Pero Valera tiene que esforzarse en contrarrestar la idea de que Espronceda no es un simple imitador de Byron.


«Dicen los envidiosos que Espronceda no hace sino imitar a Byron. Yo confieso que le imita en algunas digresiones de El Diablo-Mundo, en el canto del Pirata, y en la carta de doña Elvira, de El Estudiante de Salamanca, que es casi una traducción de la de doña Julia». 

Aun cuando puedan señalarse algunas concurrencias entre una y otra obra, y no creo que el ejemplo de la carta lo sea, salvo la utilización de este recurso dramático y la alusión a las lágrimas que puedan encontrarse en la misma. Lo cierto es que en opinión de Valera, la profundidad del carácter de Félix de Montemar, y, particularmente, la de Elvira es en todo original y de mayor calado:

«[...] estos envidiosos no comprenden o no quieren comprender que D. Félix de Montemar no está tomado de Byron, y vale tanto o más que los héroes de Byron; así como doña Elvira vale más que Medora y que Gulnara, cuando va loca de amor procurando en el jardín al traidor que la olvida, y cuando muere de dolor entre los brazos de su madre, bendiciendo aún la mano que la ha herido de muerte». 
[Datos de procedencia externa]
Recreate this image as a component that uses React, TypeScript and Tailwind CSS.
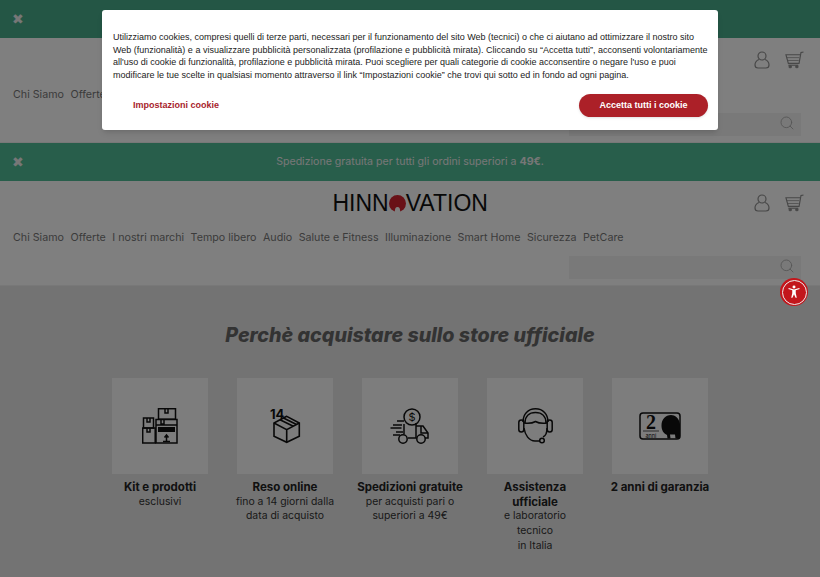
import { Search } from "lucide-react";

const NAV = [
  "Chi Siamo",
  "Offerte",
  "I nostri marchi",
  "Tempo libero",
  "Audio",
  "Salute e Fitness",
  "Illuminazione",
  "Smart Home",
  "Sicurezza",
  "PetCare",
];

function UserIcon() {
  return (
    <svg width="16" height="18" viewBox="0 0 16 18" fill="none" stroke="#909090" strokeWidth="1.2">
      <circle cx="8" cy="5" r="4" />
      <path d="M5 8.500C2.500 9.500 1 11.500 1 14c0 2 1.500 3 3 3h8c1.500 0 3-1 3-3 0-2.500-1.500-4.500-4-5.500" />
    </svg>
  );
}

function CartIcon() {
  return (
    <svg width="19" height="18" viewBox="0 0 20 18" fill="none" stroke="#909090" strokeWidth="1.2">
      <path d="M19.500 0.600 16.800 1.200 14.800 12.500H3.500L1 3.500H15.800" />
      <path d="M2 6.500H15M3 9.500H14.500" strokeWidth="0.8" />
      <path d="M3.500 14.500H14" />
      <circle cx="5.500" cy="16" r="1.200" fill="#909090" />
      <circle cx="12.500" cy="16" r="1.200" fill="#909090" />
    </svg>
  );
}

function Logo() {
  return (
    <div className="flex items-center justify-between w-[155px] h-[22px] font-['Liberation_Sans',sans-serif] text-[23px] leading-none text-[#111]">
      <span>HINN</span>
      <svg width="17" height="17" viewBox="0 0 19 19" className="shrink-0">
        <circle cx="9.500" cy="9.500" r="9.500" fill="#d3232e" />
        <path d="M6.500 19c0-4 1-5.500 3-5.500s3 1.500 3 5.500z" fill="#fff" />
      </svg>
      <span>VATION</span>
    </div>
  );
}

function Header({ dark }: { dark?: boolean }) {
  return (
    <header>
      <div
        className={`relative h-[38px] flex items-center justify-center font-['Inter',sans-serif] text-[10.600px] text-[#eee] ${
          dark ? "bg-[#49ad8b]" : "bg-[#50bc97]"
        }`}
      >
        <span className="absolute left-[12px] top-[10px] text-[14px] leading-[18px] font-bold text-[#eee] font-['DejaVu_Sans',sans-serif]">✖</span>
        <span>
          Spedizione gratuita per tutti gli ordini superiori a <b>49€</b>.
        </span>
      </div>
      <div className="h-[105px] bg-white relative">
        <div className="flex justify-center pt-[11px]">
          <Logo />
        </div>
        <div className="absolute right-[16px] top-[13px] flex items-center gap-[15px]">
          <UserIcon />
          <CartIcon />
        </div>
        <nav className="flex gap-[6.500px] pl-[13px] mt-[17px] font-['Inter',sans-serif] text-[10.700px] leading-[14px] text-[#777]">
          {NAV.map((item) => (
            <span key={item} className="whitespace-nowrap">{item}</span>
          ))}
        </nav>
        <div className="flex justify-end pr-[19px] mt-[11px] pb-[6px] border-b border-[#f0f0f0]">
          <div className="w-[232px] h-[23px] bg-[#f2f2f2] flex items-start justify-end pr-[6px] pt-[2px]">
            <Search className="w-[16px] h-[16px] text-[#aaa]" strokeWidth={1.3} />
          </div>
        </div>
      </div>
    </header>
  );
}

function BoxesIcon() {
  return (
    <svg width="36" height="36" viewBox="0 0 36 36" fill="none" stroke="#111" strokeWidth="1.500">
      <rect x="16.500" y="0.700" width="17" height="10.500" />
      <rect x="1.500" y="10" width="10" height="10" />
      <rect x="0.700" y="20" width="12.500" height="15" />
      <rect x="14" y="11.500" width="21" height="23.500" />
      <path d="M23 1v4h3V1M5 10v4h3v-4M5 20v4h3v-4M19 12v4h3v-4M14 17h21" />
      <rect x="16" y="19" width="17" height="5" fill="#111" stroke="none" />
      <path d="M24.500 33v-5M22.500 29.500l2-2.500 2 2.500M21 33.500h7" />
    </svg>
  );
}

function ReturnIcon() {
  return (
    <svg width="31" height="36" viewBox="0 0 31 36" fill="none" stroke="#111" strokeWidth="1.600" className="overflow-visible">
      <path d="M16.700 8.300 4 15v13.300l12.700 6L29.300 28.300V15z" />
      <path d="M4 15 16.700 21.700 29.300 15M16.700 21.700v12.600M10 11.700 23.300 18.300M13.500 10 26.500 16.500" />
      <text x="0" y="11" fontFamily="Inter, sans-serif" fontWeight="700" fontSize="13" fill="#111" stroke="none">14</text>
    </svg>
  );
}

function TruckIcon() {
  return (
    <svg width="40" height="36" viewBox="0 0 40 36" fill="none" stroke="#111" strokeWidth="1.500">
      <circle cx="22" cy="9" r="8" />
      <text x="22" y="13" textAnchor="middle" fontFamily="Inter, sans-serif" fontSize="11" fill="#111" stroke="none">$</text>
      <path d="M7 13h7M3 17h9M0.500 20h11M6 24h7M3 27h7" />
      <path d="M14 16v10M18 30h8V15M26 18h7l5 7v5h-3M31 18v7h7" />
      <circle cx="13" cy="31" r="4.200" />
      <circle cx="31" cy="31" r="4.200" />
    </svg>
  );
}

function HeadsetIcon() {
  return (
    <svg width="35" height="36" viewBox="0 0 35 36" fill="none" stroke="#111" strokeWidth="1.500">
      <path d="M5 14C5 6 10 0.800 17.500 0.800S30 6 30 14" />
      <path d="M7 15C7 8.500 11 4.500 17.500 4.500S28 8.500 28 15" />
      <rect x="0.800" y="12" width="5" height="12" rx="2.500" />
      <rect x="29.200" y="12" width="5" height="12" rx="2.500" />
      <path d="M6 15c4 .5 8 .5 11.500-1.500C21 15.500 25 15.500 29 15" />
      <path d="M6 20c1 7 5 13 11 13h5M29 20c0 5-1.500 8-4 9" />
      <circle cx="24" cy="32.500" r="2.300" />
    </svg>
  );
}

function WarrantyIcon() {
  return (
    <svg width="42" height="28" viewBox="0 0 42 28" fill="none">
      <rect x="1" y="1" width="40" height="26" rx="3" stroke="#111" strokeWidth="1.500" />
      <text x="12" y="17" textAnchor="middle" fontFamily="Liberation Serif, serif" fontWeight="700" fontSize="20" fill="#111">2</text>
      <path d="M4 19H20" stroke="#111" strokeWidth="0.700" />
      <text x="12" y="25.500" textAnchor="middle" fontFamily="Inter, sans-serif" fontSize="5.500" fill="#111">anni</text>
      <path d="M41 12C40 6 36 3 32 3c-5.500 0-9.500 4.500-9.500 10.500 0 4.500 2 8 5.500 9.500l.5 3.500h3l-.5-4h5l.5 4H41z" fill="#111" />
    </svg>
  );
}

const FEATURES = [
  { icon: <BoxesIcon />, title: ["Kit e prodotti"], text: ["esclusivi"] },
  { icon: <ReturnIcon />, title: ["Reso online"], text: ["fino a 14 giorni dalla", "data di acquisto"] },
  { icon: <TruckIcon />, title: ["Spedizioni gratuite"], text: ["per acquisti pari o", "superiori a 49€"] },
  { icon: <HeadsetIcon />, title: ["Assistenza", "ufficiale"], text: ["e laboratorio", "tecnico", "in Italia"] },
  { icon: <WarrantyIcon />, title: ["2 anni di garanzia"], text: [] },
];

export default function App() {
  return (
    <div className="relative h-[577px] w-[820px] overflow-hidden bg-[#e6e6e6] font-['Inter',sans-serif]">
      <Header dark />
      <Header />

      <main>
        <h2 className="mt-[34px] text-center text-[19.700px] leading-[30px] font-extrabold italic text-[#666]">
          Perchè acquistare sullo store ufficiale
        </h2>
        <div className="w-[625px] mx-auto mt-[28px] grid grid-cols-5">
          {FEATURES.map((f) => (
            <div key={f.title[0]} className="flex flex-col items-center text-center">
              <div className="w-[96px] h-[96px] bg-[#fafafa] flex items-center justify-center">{f.icon}</div>
              <div className="mt-[6px] text-[10.400px] leading-[14.700px] text-[#333]">
                {f.title.map((t) => (
                  <div key={t} className="text-[11.500px] font-bold whitespace-nowrap text-[#222]">{t}</div>
                ))}
                {f.text.map((t) => (
                  <div key={t} className="whitespace-nowrap">{t}</div>
                ))}
              </div>
            </div>
          ))}
        </div>
      </main>

      {/* overlay + cookie banner */}
      <div className="absolute inset-0 bg-black/50" />
      <div className="absolute left-[102px] top-[10px] w-[616px] h-[120px] bg-white rounded-[3px] shadow-md font-['Liberation_Sans',sans-serif] pl-[11px] pr-[6px] pt-[21px]">
        <p className="text-[9px] leading-[12.500px] text-[#222]">
          Utilizziamo cookies, compresi quelli di terze parti, necessari per il funzionamento del sito Web (tecnici) o che ci aiutano ad ottimizzare il nostro sito Web (funzionalità) e a visualizzare pubblicità personalizzata (profilazione e pubblicità mirata). Cliccando su “Accetta tutti”, acconsenti volontariamente all'uso di cookie di funzionalità, profilazione e pubblicità mirata. Puoi scegliere per quali categorie di cookie acconsentire o negare l'uso e puoi modificare le tue scelte in qualsiasi momento attraverso il link “Impostazioni cookie” che trovi qui sotto ed in fondo ad ogni pagina.
        </p>
        <div className="flex items-center justify-between mt-[13px] pl-[20px] pr-[4px]">
          <span className="text-[9px] font-bold text-[#a8232c]">Impostazioni cookie</span>
          <span className="w-[129px] h-[23px] rounded-full bg-[#ac2028] text-white text-[9px] font-bold flex items-center justify-center shadow-sm">
            Accetta tutti i cookie
          </span>
        </div>
      </div>

      {/* accessibility widget */}
      <div className="absolute left-[780px] top-[278px] w-[28px] h-[28px] rounded-full bg-[#c3161c] p-[1.500px]">
        <div className="w-full h-full rounded-full border border-[#eee] flex items-center justify-center">
          <svg width="14" height="14" viewBox="0 0 16 16" fill="white">
            <circle cx="8" cy="2.200" r="1.700" />
            <path d="M1.500 4.500 6 6v3.500L4.800 14.500h1.400L8 10.500l1.800 4h1.400L10 9.500V6l4.500-1.500L14 3.500 8 5 2 3.500z" />
          </svg>
        </div>
      </div>
    </div>
  );
}
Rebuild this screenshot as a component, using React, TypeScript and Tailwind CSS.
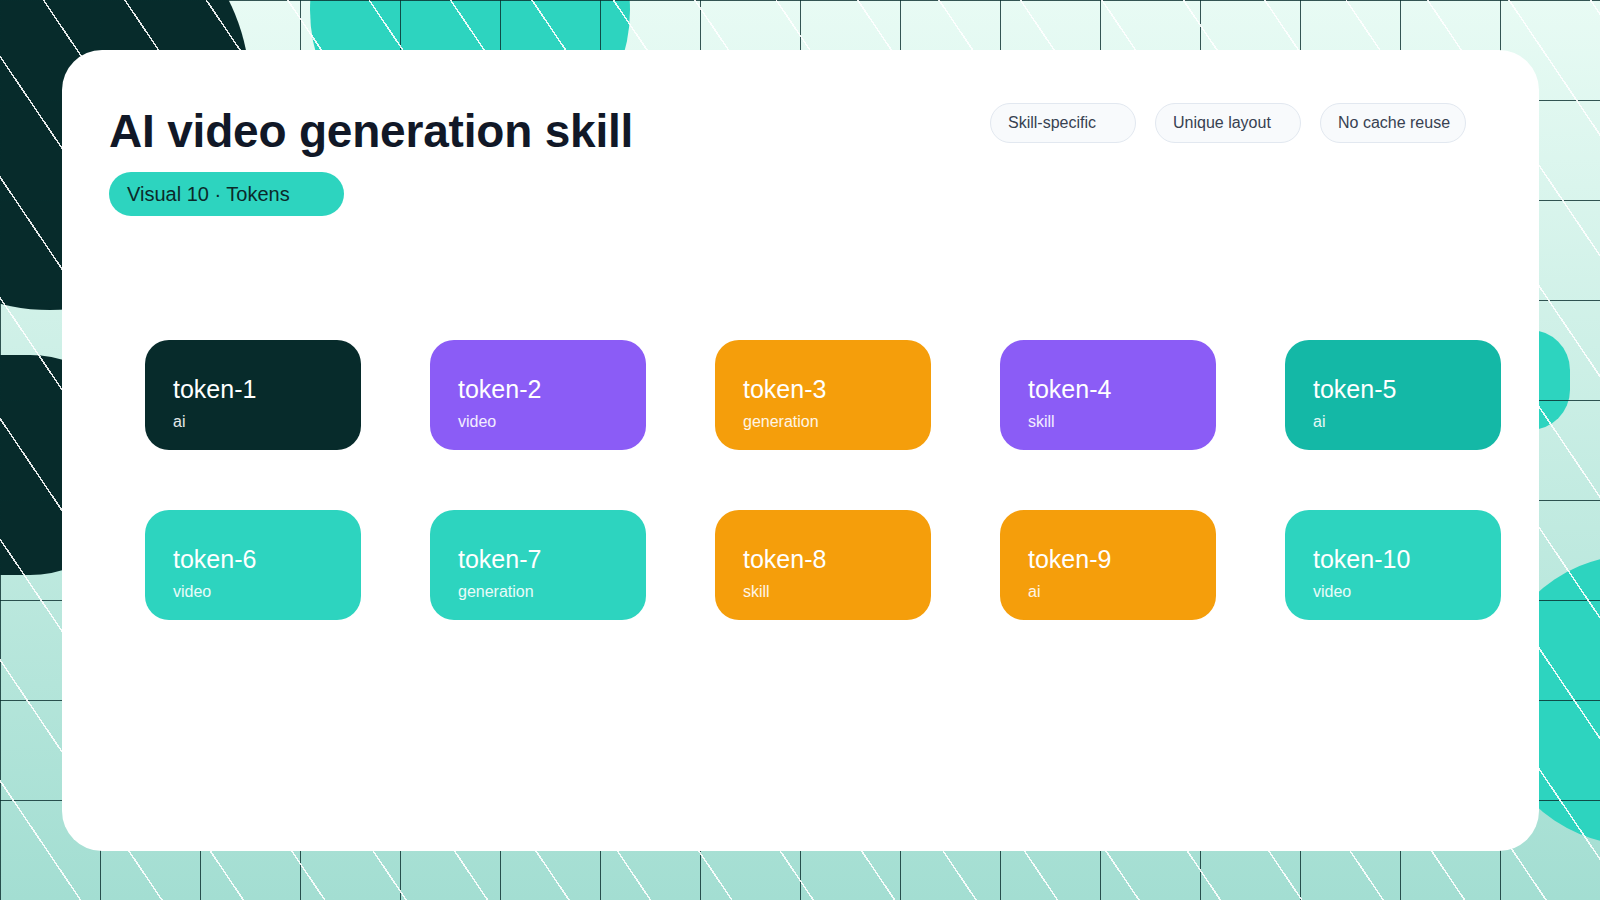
const tokens = [
  { name: "token-1", label: "ai", bg: "bg-[#072b2b]" },
  { name: "token-2", label: "video", bg: "bg-[#8b5cf6]" },
  { name: "token-3", label: "generation", bg: "bg-[#f59e0b]" },
  { name: "token-4", label: "skill", bg: "bg-[#8b5cf6]" },
  { name: "token-5", label: "ai", bg: "bg-[#14b8a6]" },
  { name: "token-6", label: "video", bg: "bg-[#2dd4bf]" },
  { name: "token-7", label: "generation", bg: "bg-[#2dd4bf]" },
  { name: "token-8", label: "skill", bg: "bg-[#f59e0b]" },
  { name: "token-9", label: "ai", bg: "bg-[#f59e0b]" },
  { name: "token-10", label: "video", bg: "bg-[#2dd4bf]" },
];

const chips = ["Skill-specific", "Unique layout", "No cache reuse"];

export default function App() {
  return (
    <div
      className="relative w-[1600px] h-[900px] overflow-hidden bg-gradient-to-b from-[#e8fbf4] to-[#a3ded2]"
      style={{ fontFamily: "'Liberation Sans', Arial, sans-serif" }}
    >
      {/* decorative shapes */}
      <div className="absolute -left-[150px] -top-[110px] w-[400px] h-[420px] rounded-full bg-[#072b2b]" />
      <div className="absolute -left-[260px] top-[355px] w-[400px] h-[220px] rounded-full bg-[#072b2b]" />
      <div className="absolute left-[310px] -top-[150px] w-[320px] h-[320px] rounded-full bg-[#2dd4bf]" />
      <div className="absolute left-[1490px] top-[330px] w-[80px] h-[100px] rounded-full bg-[#2dd4bf]" />
      <div className="absolute left-[1490px] top-[555px] w-[300px] h-[290px] rounded-full bg-[#2dd4bf]" />
      <div
        className="absolute inset-0"
        style={{
          backgroundImage:
            "linear-gradient(to right, rgba(7,43,43,0.8) 1px, transparent 1px), linear-gradient(to bottom, rgba(7,43,43,0.8) 1px, transparent 1px)",
          backgroundSize: "100px 100px",
        }}
      />
      <div
        className="absolute inset-0"
        style={{
          backgroundImage:
            "repeating-linear-gradient(56deg, transparent 0px, transparent 66px, rgba(255,255,255,0.9) 66px, rgba(255,255,255,0.9) 67.5px)",
        }}
      />

      {/* panel */}
      <div className="absolute left-[62px] top-[50px] w-[1477px] h-[801px] rounded-[40px] bg-white">
        <div className="flex justify-between pl-[47px] pr-[73px] pt-[53px]">
          <div className="flex flex-col items-start">
            <h1 className="text-[46px] leading-[56px] font-bold text-[#111827] tracking-[-0.2px]">
              AI video generation skill
            </h1>
            <div className="mt-[13px] w-[235px] h-[44px] rounded-full bg-[#2dd4bf] pl-[18px] flex items-center text-[20px] text-[#0b2a2a]">
              Visual 10 · Tokens
            </div>
          </div>
          <div className="flex gap-[19px]">
            {chips.map((c) => (
              <div
                key={c}
                className="w-[146px] h-[40px] rounded-full bg-[#f8fafc] border border-[#e2e8f0] pl-[17px] flex items-center text-[16px] text-[#374151]"
              >
                {c}
              </div>
            ))}
          </div>
        </div>
        <div className="grid grid-cols-[repeat(5,216px)] gap-x-[69px] gap-y-[60px] pl-[83px] mt-[124px]">
          {tokens.map((t) => (
            <div
              key={t.name}
              className={`h-[110px] rounded-[24px] ${t.bg} text-white pl-[28px] pt-[34px]`}
            >
              <div className="text-[25px] leading-[30px]">{t.name}</div>
              <div className="text-[16px] leading-[20px] mt-[8px] text-white/90">{t.label}</div>
            </div>
          ))}
        </div>
      </div>
    </div>
  );
}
 Valera alude aquí a los Cantos II y III de El Corsario, de Byron. «En dicha obra, Conrado cae en poder de Seïde, el bajá turco. Gulnara se enamora de Conrado, pero éste recuerda todavía a Medora, a la que cree muerta, lo que provoca los celos de la Sultana. El recurso a la mano de la Sultana aparece también en El Corsario, en la Stanza XII del Canto II. En la obra de Byron, Gulnara apuñala a Seïde y libera a Conrado. Tras la muerte de Medora, Conrado se marcha solo». (Cf., «Valera y Byron», en antonio Hurtado, Poesía y paráfrasis).